There’s no political or religious or any other kind of boundary to communities that cover up for abusers and silence the accusers. It happens at Fox News. It happens in Hollywood and among communities of cinephiles. It happened among sports fans at Penn State. It happens on college campuses. It happens in Silicon Valley and in politics on the left and right. It happens in the Catholic Church, in missionary communities, in evangelical churches.
The patterns of enabling predators and abusive, powerful men is in keeping with the way American culture, at large, is still willing to look past people’s personal failings if they’re charismatic enough, competent enough, good enough at their jobs to be worth keeping around.
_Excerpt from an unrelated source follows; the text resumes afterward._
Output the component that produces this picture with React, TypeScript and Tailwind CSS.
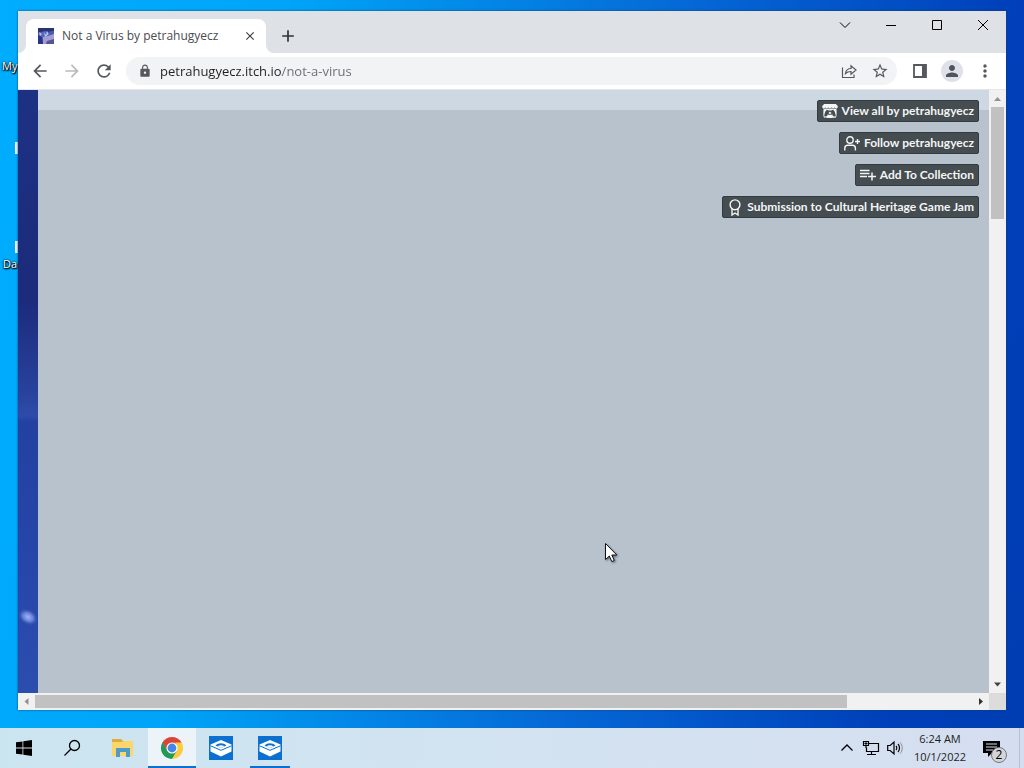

In fact, as a culture, we’ve been fascinated with brutal, sometimes brilliant men who bulldoze their way through life, whether they’re antiheroes on TV or in the White House.
So bringing about change means shifting perspective, no matter the community. No common cause or shared interest can be more important than the dignity of the individual people in the community; no person is that good at their job.
I can’t say, though, that I have a great deal of hope in communities really shifting their perspectives this way. Stories of powerful predators are as old as history itself. Even after the Weinstein story broke, Hollywood’s elite were loath to go on the record. Reputations are partly made, but also partly bolstered by perceptions that are perpetuated by exactly the kind of whispered rumors and open secrets that let men like Weinstein lash out for decades without repercussions.
What seems to work is shaming the companies and people that harbor predators; Weinstein, for instance, was reportedly fired only after some creatives told the company that they wouldn’t do business with it again unless he was not just on leave but ousted entirely.
What that means, though, is that people in positions of influence — and particularly men — have a responsibility to throw their weight around to make their communities safer, a more level playing field that doesn’t tolerate cruelty from anyone, no matter how competent, and are willing to step away from profits and make their own spaces for creation when the major players aren’t willing to do so. “Speaking truth to power” is all well and good. But if there’s no action accompanying that truth, then it’s merely a smokescreen, big talk to cover up a rotting, self-perpetuating core.